Biathlonistka Evi Sachenbacher-Stehle jest - według agencji prasowej dpa - niemieckim sportowcem, który miał pozytywny wynik testu antydopingowego. Oficjalnie nazwisko ma zostać ujawnione po zbadaniu próbki B, czyli jeszcze dzisiaj.

Agencja dpa powołuje się na źródło w Niemieckim Komitecie Olimpijskim. Wcześniej komitet poinformował, że jeden z reprezentantów Niemiec miał pozytywny wynik testu antydopingowego. Nie ujawniono jednak ani nazwiska, ani dyscypliny, ani nazwy zabronionej substancji.

Niemcy o skandalu dowiedzieli się już wczoraj. Pozytywny wynik dało badanie próbki A. W piątek ma zostać oficjalnie otwarta i sprawdzona próbka B. Dziś ma się też zebrać Komisja Dyscyplinarna MKOl.

33-letnia Sachenbacher-Stehle nie została zgłoszona do zaplanowanej na dziś sztafety 4x6 km. Wcześniej w Soczi najlepszy występ miała w biegu ze startu wspólnego na 12,5 km, w którym zajęła czwarte miejsce. Szósta była Monika Hojnisz, więc gdyby potwierdziły się informacje o dopingu Niemki, Polka awansowałaby o jedną pozycję. Inne wyniki Niemki to czwarte miejsce w sztafecie mieszanej, 11. w sprincie na 7,5 km, 20. w biegu na 15 km oraz 27. w biegu na dochodzenie.

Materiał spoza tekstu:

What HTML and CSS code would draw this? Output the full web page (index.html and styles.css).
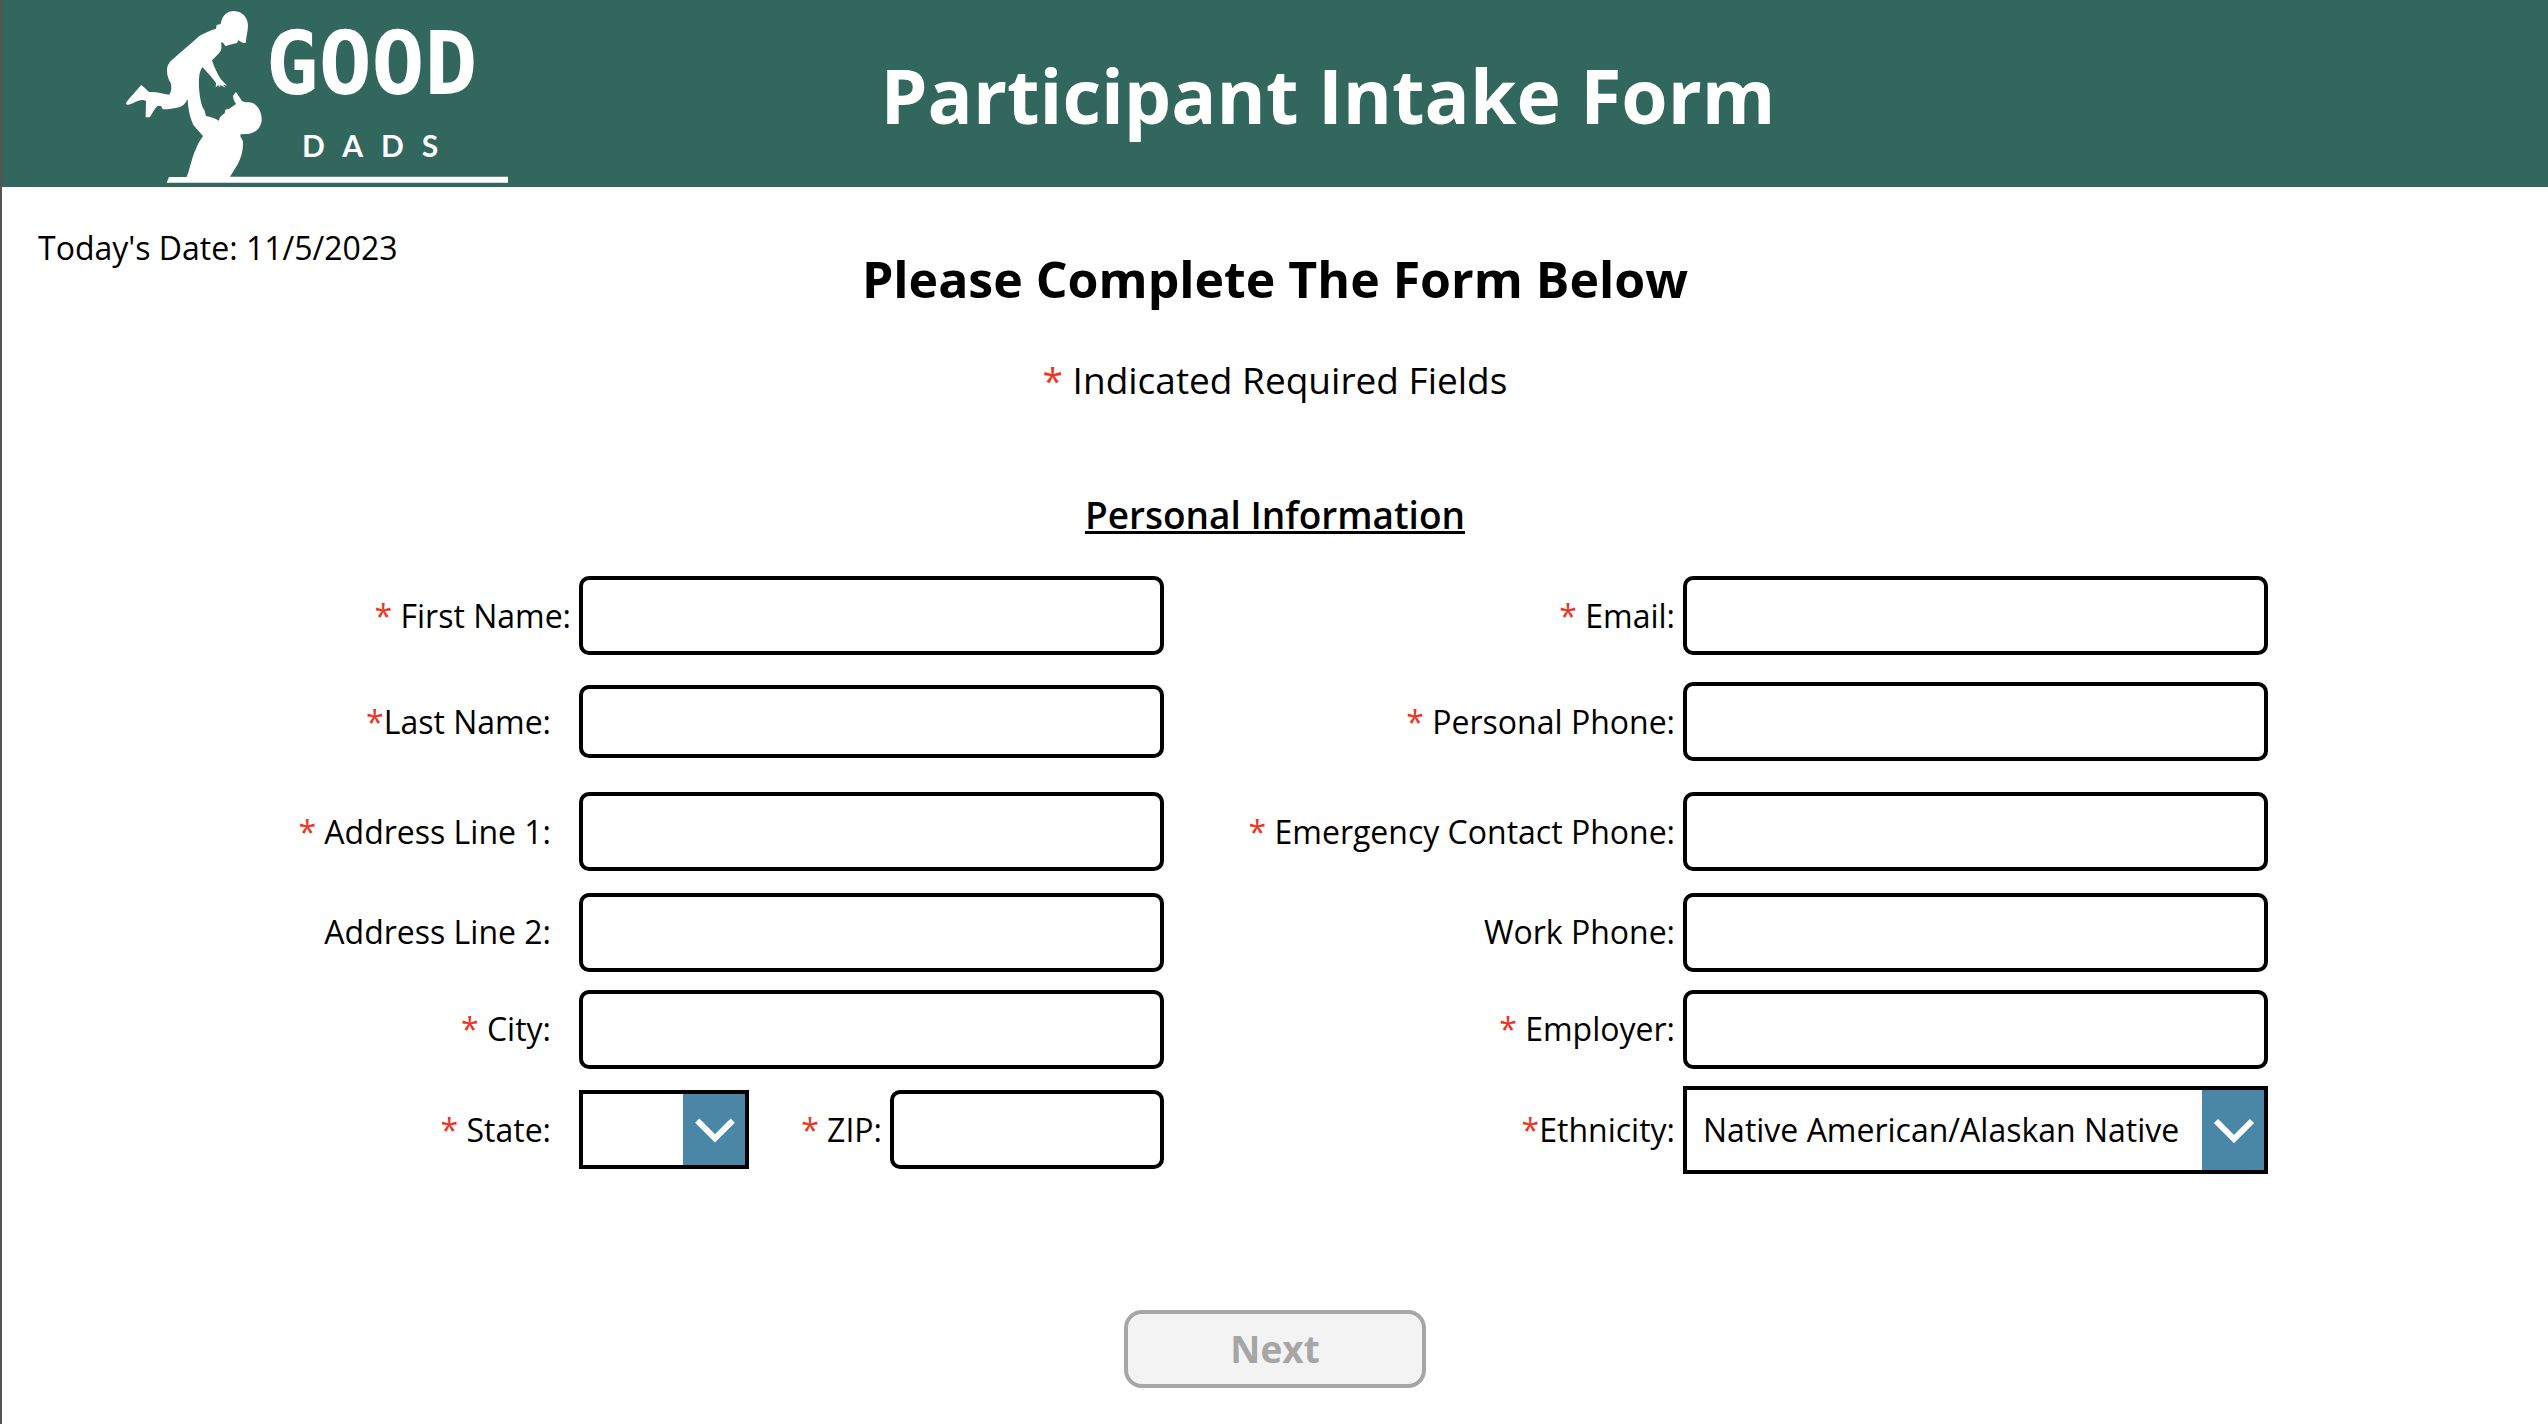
FILE: index.html
```
<!DOCTYPE html>
<html lang="en">
<head>
<meta charset="utf-8">
<meta name="viewport" content="width=device-width, initial-scale=1">
<title>Participant Intake Form</title>
<link rel="stylesheet" href="styles.css">
</head>
<body>
<header class="banner">
  <svg class="logo" viewBox="24 0 1266 561" role="img" aria-label="Good Dads">
    <path d="M362 72C366 46 382 33 402 33C428 34 444 54 444 78C443 96 439 110 437 129L429 129L415 121L411 129C398 132 386 134 377 139L369 128L363 127C366 145 364 152 357 160L336 181C342 200 352 222 362 237L381 257L369 254L377 263L361 255L358 262L354 254L347 263L348 249C338 236 322 217 308 202C298 210 296 235 297 262C299 290 303 318 313 330L318 348C332 350 344 355 357 362C358 352 363 347 374 340L376 329C384 327 388 327 392 323L408 312C400 300 398 290 400 286L408 276L426 303C432 308 444 306 456 308C474 315 486 335 485 362C482 385 464 402 440 402L422 403L421 409L429 424C430 450 424 470 414 491L390 530L1224 530L1224 548L200 548L207 531L260 531C270 505 276 470 288 446C294 430 302 418 309 408L280 375C270 350 265 335 263 298C256 310 250 318 240 321C222 325 204 328 188 328L183 318L172 318C162 329 156 342 149 352L137 352L138 303C128 296 112 302 98 310C90 314 82 316 77 312C82 300 98 285 108 273L124 254L147 276C168 274 188 281 207 284C214 276 216 262 212 248C204 235 201 226 201 206C203 192 210 184 220 176C248 152 272 132 298 108C314 98 334 90 348 86L350 75Z"/>
    <text class="logo-name" x="497" y="282">GOOD</text>
    <text class="logo-sub" x="606" y="472">DADS</text>
  </svg>
  <h1 class="banner-title">Participant Intake Form</h1>
</header>

<main>
  <section class="intro">
    <p class="date">Today's Date: 11/5/2023</p>
    <h2 class="heading">Please Complete The Form Below</h2>
    <p class="hint"><span class="req">*</span> Indicated Required Fields</p>
    <h3 class="group-title">Personal Information</h3>
  </section>

  <form>
    <div class="fields">
      <label class="label" for="first-name"><span class="req">*</span> First Name:</label>
      <input class="box" id="first-name" type="text">
      <label class="label" for="email"><span class="req">*</span> Email:</label>
      <input class="box" id="email" type="email">

      <label class="label label-wide" for="last-name"><span class="req">*</span>Last Name:</label>
      <input class="box box-short" id="last-name" type="text">
      <label class="label" for="personal-phone"><span class="req">*</span> Personal Phone:</label>
      <input class="box" id="personal-phone" type="tel">

      <label class="label label-wide" for="address-1"><span class="req">*</span> Address Line 1:</label>
      <input class="box" id="address-1" type="text">
      <label class="label" for="emergency-phone"><span class="req">*</span> Emergency Contact Phone:</label>
      <input class="box" id="emergency-phone" type="tel">

      <label class="label label-wide" for="address-2">Address Line 2:</label>
      <input class="box" id="address-2" type="text">
      <label class="label" for="work-phone">Work Phone:</label>
      <input class="box" id="work-phone" type="tel">

      <label class="label label-wide" for="city"><span class="req">*</span> City:</label>
      <input class="box" id="city" type="text">
      <label class="label" for="employer"><span class="req">*</span> Employer:</label>
      <input class="box" id="employer" type="text">

      <label class="label label-wide" for="state"><span class="req">*</span> State:</label>
      <div class="split">
        <span class="picker picker-state">
          <select class="select" id="state"><option></option><option>MO</option></select>
          <svg class="arrow" viewBox="0 0 62 72" aria-hidden="true"><path d="M14 27L32 45L50 27"/></svg>
        </span>
        <label class="label" for="zip"><span class="req">*</span> ZIP:</label>
        <input class="box box-zip" id="zip" type="text">
      </div>
      <label class="label" for="ethnicity"><span class="req">*</span>Ethnicity:</label>
      <span class="picker picker-tall">
        <select class="select" id="ethnicity"><option>Native American/Alaskan Native</option></select>
        <svg class="arrow" viewBox="0 0 62 72" aria-hidden="true"><path d="M14 27L32 45L50 27"/></svg>
      </span>
    </div>
    <button class="next" type="submit" disabled>Next</button>
  </form>
</main>
</body>
</html>
```
FILE: styles.css
```
* { box-sizing: border-box; }

body {
  margin: 0;
  min-height: 100vh;
  border-left: 2px solid #555;
  background: #fff;
  color: #000;
  font: 32px/44px "Open Sans", "Noto Sans", sans-serif;
}

h1, h2, h3, p { margin: 0; }

.banner {
  display: grid;
  align-items: center;
  padding-left: 106px;
  background: #31675d;
  color: #fff;
}

.logo {
  grid-area: 1 / 1;
  display: block;
  width: 422px;
  height: 187px;
  fill: #fff;
}

.logo-name { font: bold 264px "DejaVu Sans Mono", monospace; }
.logo-sub { font: bold 90px Lato, sans-serif; letter-spacing: 54px; }

.banner-title {
  grid-area: 1 / 1;
  justify-self: center;
  padding-top: 2px;
  font-size: 75px;
  line-height: 100px;
}

.intro {
  display: flex;
  flex-direction: column;
  align-items: center;
  padding-top: 39px;
}

.date {
  align-self: flex-start;
  padding-left: 36px;
}

.heading {
  margin-top: -25px;
  font-size: 50px;
  line-height: 68px;
}

.hint {
  margin-top: 42px;
  font-size: 37px;
  line-height: 50px;
}

.group-title {
  margin-top: 85px;
  font-size: 37px;
  font-weight: 600;
  line-height: 50px;
  text-decoration: underline;
}

.req { color: #ee3524; }

.fields {
  display: grid;
  grid-template-columns: 577fr 585fr 519fr 585fr 280fr;
  grid-template-rows: 107px 105px 115px 86px 108px 93px;
  align-items: center;
  margin-top: 22px;
}

.label {
  padding-right: 8px;
  text-align: right;
  white-space: nowrap;
}

.label-wide { padding-right: 28px; }

.fields > .label-wide, .fields > .label:first-child { grid-column: 1; }

.box {
  width: 100%;
  height: 79px;
  padding: 0 18px;
  border: 4px solid #000;
  border-radius: 10px;
  background: #fff;
  font: inherit;
}

.box-short { height: 73px; }

.split {
  display: flex;
  align-items: center;
}

.split .label { margin-left: auto; }

.box-zip { width: 274px; }

.picker {
  display: grid;
  height: 79px;
}

.picker-state { width: 170px; }
.picker-tall { height: 88px; }

.select {
  grid-area: 1 / 1;
  width: 100%;
  padding: 0 62px 0 16px;
  border: 4px solid #000;
  border-radius: 0;
  background: #fff;
  color: #000;
  font: inherit;
  appearance: none;
}

.arrow {
  grid-area: 1 / 1;
  justify-self: end;
  width: 62px;
  height: calc(100% - 8px);
  margin: 4px;
  background: #4a87a7;
  fill: none;
  stroke: #fff;
  stroke-width: 6;
  pointer-events: none;
}

.next {
  display: block;
  width: 302px;
  height: 78px;
  margin: 134px auto 34px;
  border: 4px solid #a6a6a6;
  border-radius: 18px;
  background: #f3f3f3;
  color: #a6a6a6;
  font: bold 37px/50px "Open Sans", "Noto Sans", sans-serif;
}
```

Pochodząca z Reit im Winkl zawodniczka przygodę ze sportem rozpoczęła od biegów narciarskich. Dwa lata temu zmieniła specjalizację na biathlon.Krótko przed rozpoczęciem igrzysk w Turynie w 2006 roku Sachenbacher-Stehle została zawieszona na pięć dni z powodu zbyt wysokiego poziomu hemoglobiny i nie wystąpiła w pierwszej konkurencji.

To pierwszy przypadek dopingu podczas igrzysk w Soczi. Wcześniej MKOl informował, że ponad 1800 z zaplanowanych do końca olimpiady prawie 2500 testów dało wynik negatywny.

Niemcy reprezentowało w Soczi 153 sportowców. Trzy dni przed końcem imprezy z 16 medalami - ośmioma złotymi, czterema srebrnymi i czterema brązowymi - zajmują trzecie miejsce w klasyfikacji krajów, za Norwegią i USA.